** START OF Provided records **

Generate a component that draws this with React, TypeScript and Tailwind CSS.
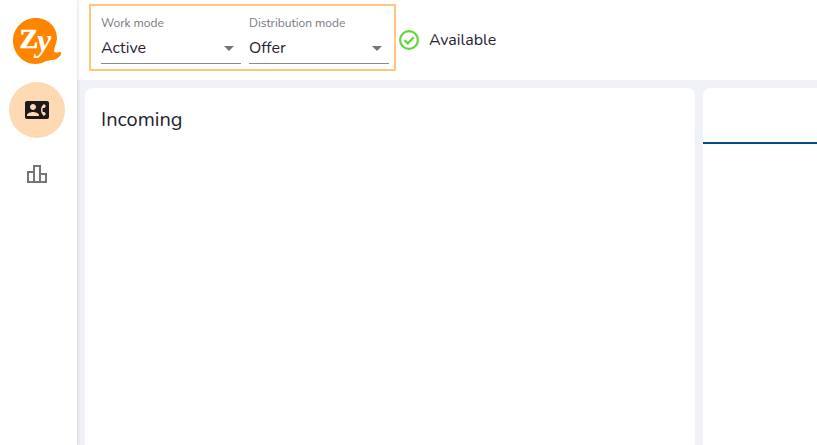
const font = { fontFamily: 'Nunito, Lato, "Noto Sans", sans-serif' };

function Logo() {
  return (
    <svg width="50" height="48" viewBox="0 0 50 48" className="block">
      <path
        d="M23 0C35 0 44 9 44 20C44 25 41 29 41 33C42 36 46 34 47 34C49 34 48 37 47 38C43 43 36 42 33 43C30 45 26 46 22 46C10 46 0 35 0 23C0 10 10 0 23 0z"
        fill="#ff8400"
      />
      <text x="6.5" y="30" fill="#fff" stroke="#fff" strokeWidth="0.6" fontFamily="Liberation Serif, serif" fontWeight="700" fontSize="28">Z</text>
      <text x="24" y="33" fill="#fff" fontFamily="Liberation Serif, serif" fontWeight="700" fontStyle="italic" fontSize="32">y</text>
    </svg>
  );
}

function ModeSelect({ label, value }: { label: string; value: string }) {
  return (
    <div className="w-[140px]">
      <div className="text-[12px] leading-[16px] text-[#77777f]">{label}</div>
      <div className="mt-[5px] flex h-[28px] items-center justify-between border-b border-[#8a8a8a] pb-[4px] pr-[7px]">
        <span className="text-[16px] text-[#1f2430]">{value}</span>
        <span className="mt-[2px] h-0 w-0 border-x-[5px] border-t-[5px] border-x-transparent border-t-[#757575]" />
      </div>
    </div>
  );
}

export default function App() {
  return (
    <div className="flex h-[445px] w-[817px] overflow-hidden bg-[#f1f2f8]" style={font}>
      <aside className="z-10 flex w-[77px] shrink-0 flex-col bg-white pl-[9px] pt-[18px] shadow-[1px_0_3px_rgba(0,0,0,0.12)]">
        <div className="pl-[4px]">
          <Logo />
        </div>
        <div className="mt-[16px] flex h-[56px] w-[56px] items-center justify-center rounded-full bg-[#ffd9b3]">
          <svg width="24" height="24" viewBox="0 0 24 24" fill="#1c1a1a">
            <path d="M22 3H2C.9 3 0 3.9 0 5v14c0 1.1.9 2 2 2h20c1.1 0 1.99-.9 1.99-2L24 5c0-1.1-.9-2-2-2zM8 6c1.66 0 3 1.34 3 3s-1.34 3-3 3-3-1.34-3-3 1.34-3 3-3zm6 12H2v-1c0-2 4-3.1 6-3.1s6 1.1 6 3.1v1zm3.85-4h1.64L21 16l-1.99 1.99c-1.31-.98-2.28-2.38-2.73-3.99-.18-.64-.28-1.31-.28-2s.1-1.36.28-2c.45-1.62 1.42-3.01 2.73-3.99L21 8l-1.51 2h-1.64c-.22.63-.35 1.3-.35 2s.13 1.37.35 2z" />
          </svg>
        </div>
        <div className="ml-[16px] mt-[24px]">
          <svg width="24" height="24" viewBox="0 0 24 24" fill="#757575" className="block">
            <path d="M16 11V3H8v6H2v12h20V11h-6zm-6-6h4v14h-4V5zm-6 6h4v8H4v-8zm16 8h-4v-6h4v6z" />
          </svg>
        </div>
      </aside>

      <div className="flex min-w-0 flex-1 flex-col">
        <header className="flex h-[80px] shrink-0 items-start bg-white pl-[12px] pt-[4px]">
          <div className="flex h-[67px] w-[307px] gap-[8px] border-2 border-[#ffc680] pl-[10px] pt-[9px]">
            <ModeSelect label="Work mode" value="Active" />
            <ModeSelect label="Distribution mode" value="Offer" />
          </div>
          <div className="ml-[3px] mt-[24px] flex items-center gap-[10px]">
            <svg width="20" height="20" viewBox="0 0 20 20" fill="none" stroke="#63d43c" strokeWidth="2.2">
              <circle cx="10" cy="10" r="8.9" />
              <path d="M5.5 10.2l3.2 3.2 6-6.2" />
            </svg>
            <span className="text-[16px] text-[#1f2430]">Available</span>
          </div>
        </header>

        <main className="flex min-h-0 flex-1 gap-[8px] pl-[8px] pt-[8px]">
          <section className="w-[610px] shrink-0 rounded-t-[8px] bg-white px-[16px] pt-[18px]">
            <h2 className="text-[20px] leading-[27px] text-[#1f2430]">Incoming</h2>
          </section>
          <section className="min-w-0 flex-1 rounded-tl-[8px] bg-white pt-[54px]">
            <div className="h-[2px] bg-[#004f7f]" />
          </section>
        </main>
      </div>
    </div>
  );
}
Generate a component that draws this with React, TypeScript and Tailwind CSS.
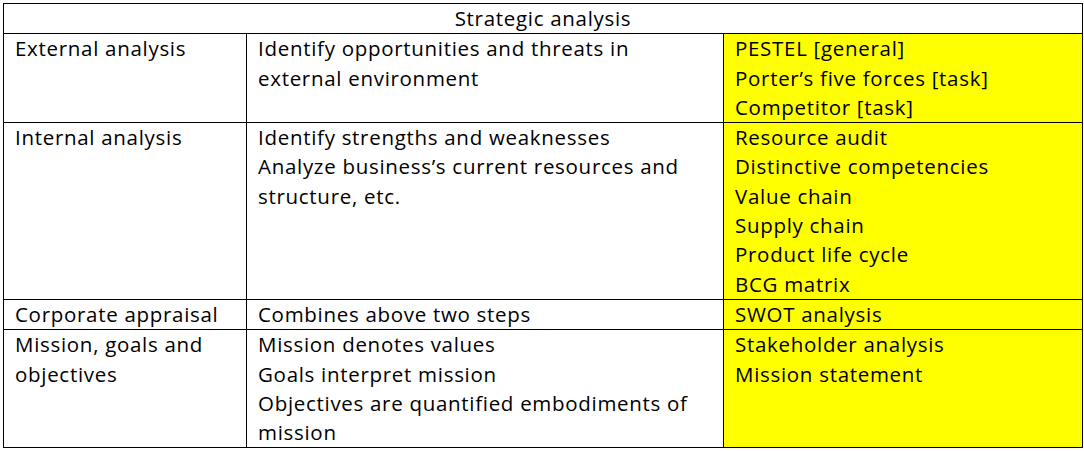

** END OF Provided records **

### Brief
Every record above should be written out again without change, except that the pictures are left out.

### Answer to the exercise
Generate a component that draws this with React, TypeScript and Tailwind CSS.
const font = { fontFamily: 'Nunito, Lato, "Noto Sans", sans-serif' };

function Logo() {
  return (
    <svg width="50" height="48" viewBox="0 0 50 48" className="block">
      <path
        d="M23 0C35 0 44 9 44 20C44 25 41 29 41 33C42 36 46 34 47 34C49 34 48 37 47 38C43 43 36 42 33 43C30 45 26 46 22 46C10 46 0 35 0 23C0 10 10 0 23 0z"
        fill="#ff8400"
      />
      <text x="6.5" y="30" fill="#fff" stroke="#fff" strokeWidth="0.6" fontFamily="Liberation Serif, serif" fontWeight="700" fontSize="28">Z</text>
      <text x="24" y="33" fill="#fff" fontFamily="Liberation Serif, serif" fontWeight="700" fontStyle="italic" fontSize="32">y</text>
    </svg>
  );
}

function ModeSelect({ label, value }: { label: string; value: string }) {
  return (
    <div className="w-[140px]">
      <div className="text-[12px] leading-[16px] text-[#77777f]">{label}</div>
      <div className="mt-[5px] flex h-[28px] items-center justify-between border-b border-[#8a8a8a] pb-[4px] pr-[7px]">
        <span className="text-[16px] text-[#1f2430]">{value}</span>
        <span className="mt-[2px] h-0 w-0 border-x-[5px] border-t-[5px] border-x-transparent border-t-[#757575]" />
      </div>
    </div>
  );
}

export default function App() {
  return (
    <div className="flex h-[445px] w-[817px] overflow-hidden bg-[#f1f2f8]" style={font}>
      <aside className="z-10 flex w-[77px] shrink-0 flex-col bg-white pl-[9px] pt-[18px] shadow-[1px_0_3px_rgba(0,0,0,0.12)]">
        <div className="pl-[4px]">
          <Logo />
        </div>
        <div className="mt-[16px] flex h-[56px] w-[56px] items-center justify-center rounded-full bg-[#ffd9b3]">
          <svg width="24" height="24" viewBox="0 0 24 24" fill="#1c1a1a">
            <path d="M22 3H2C.9 3 0 3.9 0 5v14c0 1.1.9 2 2 2h20c1.1 0 1.99-.9 1.99-2L24 5c0-1.1-.9-2-2-2zM8 6c1.66 0 3 1.34 3 3s-1.34 3-3 3-3-1.34-3-3 1.34-3 3-3zm6 12H2v-1c0-2 4-3.1 6-3.1s6 1.1 6 3.1v1zm3.85-4h1.64L21 16l-1.99 1.99c-1.31-.98-2.28-2.38-2.73-3.99-.18-.64-.28-1.31-.28-2s.1-1.36.28-2c.45-1.62 1.42-3.01 2.73-3.99L21 8l-1.51 2h-1.64c-.22.63-.35 1.3-.35 2s.13 1.37.35 2z" />
          </svg>
        </div>
        <div className="ml-[16px] mt-[24px]">
          <svg width="24" height="24" viewBox="0 0 24 24" fill="#757575" className="block">
            <path d="M16 11V3H8v6H2v12h20V11h-6zm-6-6h4v14h-4V5zm-6 6h4v8H4v-8zm16 8h-4v-6h4v6z" />
          </svg>
        </div>
      </aside>

      <div className="flex min-w-0 flex-1 flex-col">
        <header className="flex h-[80px] shrink-0 items-start bg-white pl-[12px] pt-[4px]">
          <div className="flex h-[67px] w-[307px] gap-[8px] border-2 border-[#ffc680] pl-[10px] pt-[9px]">
            <ModeSelect label="Work mode" value="Active" />
            <ModeSelect label="Distribution mode" value="Offer" />
          </div>
          <div className="ml-[3px] mt-[24px] flex items-center gap-[10px]">
            <svg width="20" height="20" viewBox="0 0 20 20" fill="none" stroke="#63d43c" strokeWidth="2.2">
              <circle cx="10" cy="10" r="8.9" />
              <path d="M5.5 10.2l3.2 3.2 6-6.2" />
            </svg>
            <span className="text-[16px] text-[#1f2430]">Available</span>
          </div>
        </header>

        <main className="flex min-h-0 flex-1 gap-[8px] pl-[8px] pt-[8px]">
          <section className="w-[610px] shrink-0 rounded-t-[8px] bg-white px-[16px] pt-[18px]">
            <h2 className="text-[20px] leading-[27px] text-[#1f2430]">Incoming</h2>
          </section>
          <section className="min-w-0 flex-1 rounded-tl-[8px] bg-white pt-[54px]">
            <div className="h-[2px] bg-[#004f7f]" />
          </section>
        </main>
      </div>
    </div>
  );
}
Generate a component that draws this with React, TypeScript and Tailwind CSS.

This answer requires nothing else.